##### Collected material #####

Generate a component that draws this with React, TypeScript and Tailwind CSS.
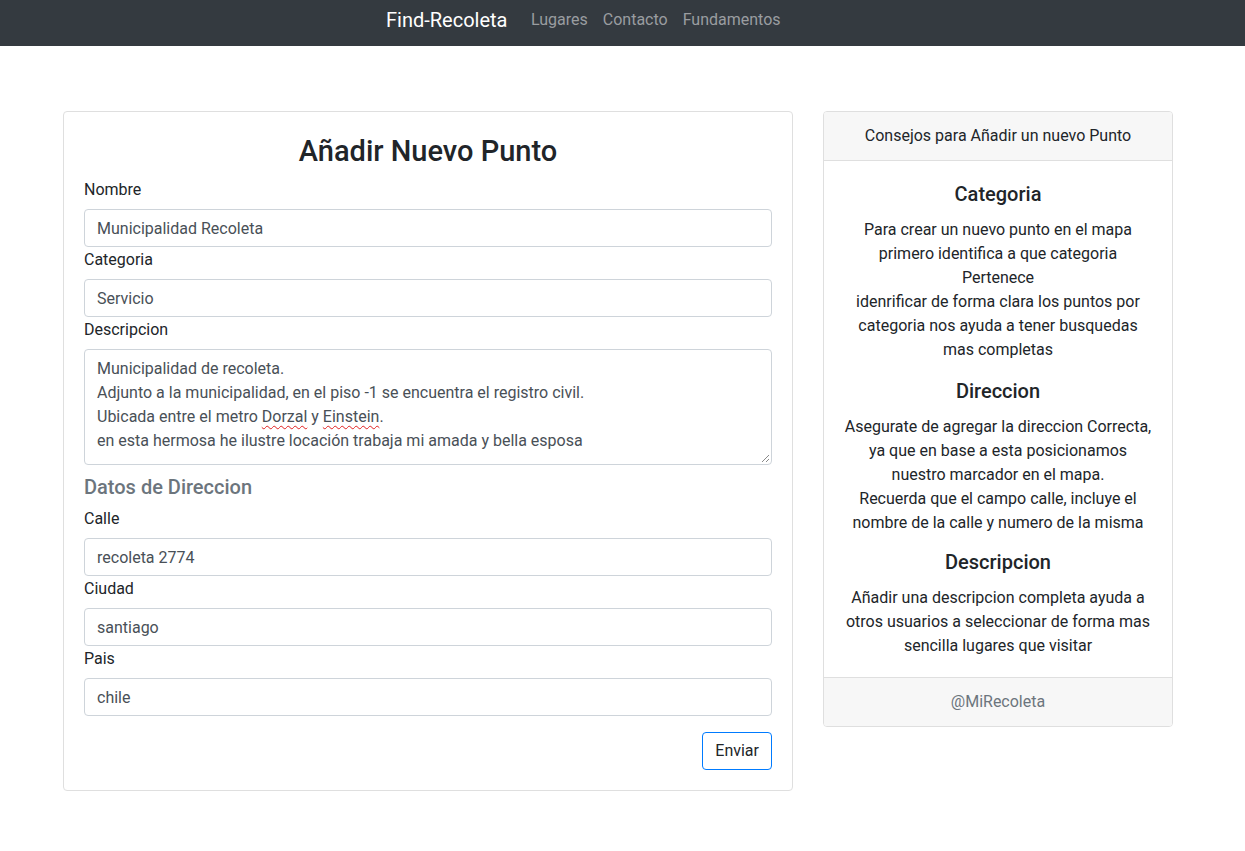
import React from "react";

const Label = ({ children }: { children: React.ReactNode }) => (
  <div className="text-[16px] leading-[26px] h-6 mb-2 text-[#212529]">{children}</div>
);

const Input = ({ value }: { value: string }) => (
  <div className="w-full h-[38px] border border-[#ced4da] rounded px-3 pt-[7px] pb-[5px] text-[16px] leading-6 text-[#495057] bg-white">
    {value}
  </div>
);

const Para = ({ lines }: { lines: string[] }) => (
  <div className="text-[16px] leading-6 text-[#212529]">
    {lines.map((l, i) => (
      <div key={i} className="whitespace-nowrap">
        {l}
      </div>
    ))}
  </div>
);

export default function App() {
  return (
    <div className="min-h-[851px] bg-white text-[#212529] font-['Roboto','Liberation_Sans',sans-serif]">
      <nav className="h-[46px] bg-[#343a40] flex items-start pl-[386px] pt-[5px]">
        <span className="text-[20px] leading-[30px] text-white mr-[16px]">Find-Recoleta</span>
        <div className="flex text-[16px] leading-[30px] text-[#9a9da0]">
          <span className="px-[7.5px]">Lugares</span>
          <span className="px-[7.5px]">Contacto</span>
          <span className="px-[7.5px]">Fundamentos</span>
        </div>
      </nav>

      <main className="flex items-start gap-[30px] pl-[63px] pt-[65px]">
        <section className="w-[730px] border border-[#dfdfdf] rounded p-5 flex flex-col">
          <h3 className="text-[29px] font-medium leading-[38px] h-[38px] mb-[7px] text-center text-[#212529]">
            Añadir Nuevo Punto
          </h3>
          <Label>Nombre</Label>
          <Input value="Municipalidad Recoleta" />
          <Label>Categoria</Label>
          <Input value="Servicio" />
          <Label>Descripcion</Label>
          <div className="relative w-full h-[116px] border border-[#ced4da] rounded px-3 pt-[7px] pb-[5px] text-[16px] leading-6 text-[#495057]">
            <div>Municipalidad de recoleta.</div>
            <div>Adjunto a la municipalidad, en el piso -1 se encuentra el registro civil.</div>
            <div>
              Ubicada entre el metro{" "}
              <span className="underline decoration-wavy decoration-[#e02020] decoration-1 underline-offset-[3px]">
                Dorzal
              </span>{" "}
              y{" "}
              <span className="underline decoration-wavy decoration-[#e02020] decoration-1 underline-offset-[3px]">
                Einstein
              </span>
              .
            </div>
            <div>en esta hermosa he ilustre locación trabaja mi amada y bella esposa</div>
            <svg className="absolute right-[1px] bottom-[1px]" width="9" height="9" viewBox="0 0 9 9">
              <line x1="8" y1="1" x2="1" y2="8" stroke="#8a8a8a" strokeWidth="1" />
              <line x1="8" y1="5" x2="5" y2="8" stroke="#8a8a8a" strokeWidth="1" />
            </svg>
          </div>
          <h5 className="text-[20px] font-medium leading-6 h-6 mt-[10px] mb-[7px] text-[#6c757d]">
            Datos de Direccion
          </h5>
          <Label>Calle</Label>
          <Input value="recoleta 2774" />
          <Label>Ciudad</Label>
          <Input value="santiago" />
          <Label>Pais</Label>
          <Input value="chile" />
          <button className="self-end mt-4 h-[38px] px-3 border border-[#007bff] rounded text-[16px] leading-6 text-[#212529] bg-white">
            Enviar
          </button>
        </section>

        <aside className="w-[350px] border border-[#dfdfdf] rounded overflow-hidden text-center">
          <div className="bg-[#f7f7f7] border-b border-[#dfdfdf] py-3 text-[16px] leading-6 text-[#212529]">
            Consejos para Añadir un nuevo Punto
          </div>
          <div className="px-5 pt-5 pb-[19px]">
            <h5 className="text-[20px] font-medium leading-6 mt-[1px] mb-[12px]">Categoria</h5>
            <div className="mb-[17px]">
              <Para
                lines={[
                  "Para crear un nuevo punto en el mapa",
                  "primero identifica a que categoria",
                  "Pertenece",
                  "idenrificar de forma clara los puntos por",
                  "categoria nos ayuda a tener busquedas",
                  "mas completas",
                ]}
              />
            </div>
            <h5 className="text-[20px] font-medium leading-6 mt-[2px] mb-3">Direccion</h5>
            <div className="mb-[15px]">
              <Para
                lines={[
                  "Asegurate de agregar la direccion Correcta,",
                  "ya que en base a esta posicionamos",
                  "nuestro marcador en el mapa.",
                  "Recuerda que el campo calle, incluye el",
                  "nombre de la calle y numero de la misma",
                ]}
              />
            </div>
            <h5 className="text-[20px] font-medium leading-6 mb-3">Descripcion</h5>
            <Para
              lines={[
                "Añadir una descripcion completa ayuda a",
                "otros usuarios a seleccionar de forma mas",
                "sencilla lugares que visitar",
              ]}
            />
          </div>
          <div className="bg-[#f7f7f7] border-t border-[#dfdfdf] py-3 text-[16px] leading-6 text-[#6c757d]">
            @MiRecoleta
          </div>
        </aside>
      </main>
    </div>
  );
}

#####

__Stated problem__.
Keep the pictures out of the copy and return the rest of the data above exactly.

__Correct response__.
Generate a component that draws this with React, TypeScript and Tailwind CSS.
import React from "react";

const Label = ({ children }: { children: React.ReactNode }) => (
  <div className="text-[16px] leading-[26px] h-6 mb-2 text-[#212529]">{children}</div>
);

const Input = ({ value }: { value: string }) => (
  <div className="w-full h-[38px] border border-[#ced4da] rounded px-3 pt-[7px] pb-[5px] text-[16px] leading-6 text-[#495057] bg-white">
    {value}
  </div>
);

const Para = ({ lines }: { lines: string[] }) => (
  <div className="text-[16px] leading-6 text-[#212529]">
    {lines.map((l, i) => (
      <div key={i} className="whitespace-nowrap">
        {l}
      </div>
    ))}
  </div>
);

export default function App() {
  return (
    <div className="min-h-[851px] bg-white text-[#212529] font-['Roboto','Liberation_Sans',sans-serif]">
      <nav className="h-[46px] bg-[#343a40] flex items-start pl-[386px] pt-[5px]">
        <span className="text-[20px] leading-[30px] text-white mr-[16px]">Find-Recoleta</span>
        <div className="flex text-[16px] leading-[30px] text-[#9a9da0]">
          <span className="px-[7.5px]">Lugares</span>
          <span className="px-[7.5px]">Contacto</span>
          <span className="px-[7.5px]">Fundamentos</span>
        </div>
      </nav>

      <main className="flex items-start gap-[30px] pl-[63px] pt-[65px]">
        <section className="w-[730px] border border-[#dfdfdf] rounded p-5 flex flex-col">
          <h3 className="text-[29px] font-medium leading-[38px] h-[38px] mb-[7px] text-center text-[#212529]">
            Añadir Nuevo Punto
          </h3>
          <Label>Nombre</Label>
          <Input value="Municipalidad Recoleta" />
          <Label>Categoria</Label>
          <Input value="Servicio" />
          <Label>Descripcion</Label>
          <div className="relative w-full h-[116px] border border-[#ced4da] rounded px-3 pt-[7px] pb-[5px] text-[16px] leading-6 text-[#495057]">
            <div>Municipalidad de recoleta.</div>
            <div>Adjunto a la municipalidad, en el piso -1 se encuentra el registro civil.</div>
            <div>
              Ubicada entre el metro{" "}
              <span className="underline decoration-wavy decoration-[#e02020] decoration-1 underline-offset-[3px]">
                Dorzal
              </span>{" "}
              y{" "}
              <span className="underline decoration-wavy decoration-[#e02020] decoration-1 underline-offset-[3px]">
                Einstein
              </span>
              .
            </div>
            <div>en esta hermosa he ilustre locación trabaja mi amada y bella esposa</div>
            <svg className="absolute right-[1px] bottom-[1px]" width="9" height="9" viewBox="0 0 9 9">
              <line x1="8" y1="1" x2="1" y2="8" stroke="#8a8a8a" strokeWidth="1" />
              <line x1="8" y1="5" x2="5" y2="8" stroke="#8a8a8a" strokeWidth="1" />
            </svg>
          </div>
          <h5 className="text-[20px] font-medium leading-6 h-6 mt-[10px] mb-[7px] text-[#6c757d]">
            Datos de Direccion
          </h5>
          <Label>Calle</Label>
          <Input value="recoleta 2774" />
          <Label>Ciudad</Label>
          <Input value="santiago" />
          <Label>Pais</Label>
          <Input value="chile" />
          <button className="self-end mt-4 h-[38px] px-3 border border-[#007bff] rounded text-[16px] leading-6 text-[#212529] bg-white">
            Enviar
          </button>
        </section>

        <aside className="w-[350px] border border-[#dfdfdf] rounded overflow-hidden text-center">
          <div className="bg-[#f7f7f7] border-b border-[#dfdfdf] py-3 text-[16px] leading-6 text-[#212529]">
            Consejos para Añadir un nuevo Punto
          </div>
          <div className="px-5 pt-5 pb-[19px]">
            <h5 className="text-[20px] font-medium leading-6 mt-[1px] mb-[12px]">Categoria</h5>
            <div className="mb-[17px]">
              <Para
                lines={[
                  "Para crear un nuevo punto en el mapa",
                  "primero identifica a que categoria",
                  "Pertenece",
                  "idenrificar de forma clara los puntos por",
                  "categoria nos ayuda a tener busquedas",
                  "mas completas",
                ]}
              />
            </div>
            <h5 className="text-[20px] font-medium leading-6 mt-[2px] mb-3">Direccion</h5>
            <div className="mb-[15px]">
              <Para
                lines={[
                  "Asegurate de agregar la direccion Correcta,",
                  "ya que en base a esta posicionamos",
                  "nuestro marcador en el mapa.",
                  "Recuerda que el campo calle, incluye el",
                  "nombre de la calle y numero de la misma",
                ]}
              />
            </div>
            <h5 className="text-[20px] font-medium leading-6 mb-3">Descripcion</h5>
            <Para
              lines={[
                "Añadir una descripcion completa ayuda a",
                "otros usuarios a seleccionar de forma mas",
                "sencilla lugares que visitar",
              ]}
            />
          </div>
          <div className="bg-[#f7f7f7] border-t border-[#dfdfdf] py-3 text-[16px] leading-6 text-[#6c757d]">
            @MiRecoleta
          </div>
        </aside>
      </main>
    </div>
  );
}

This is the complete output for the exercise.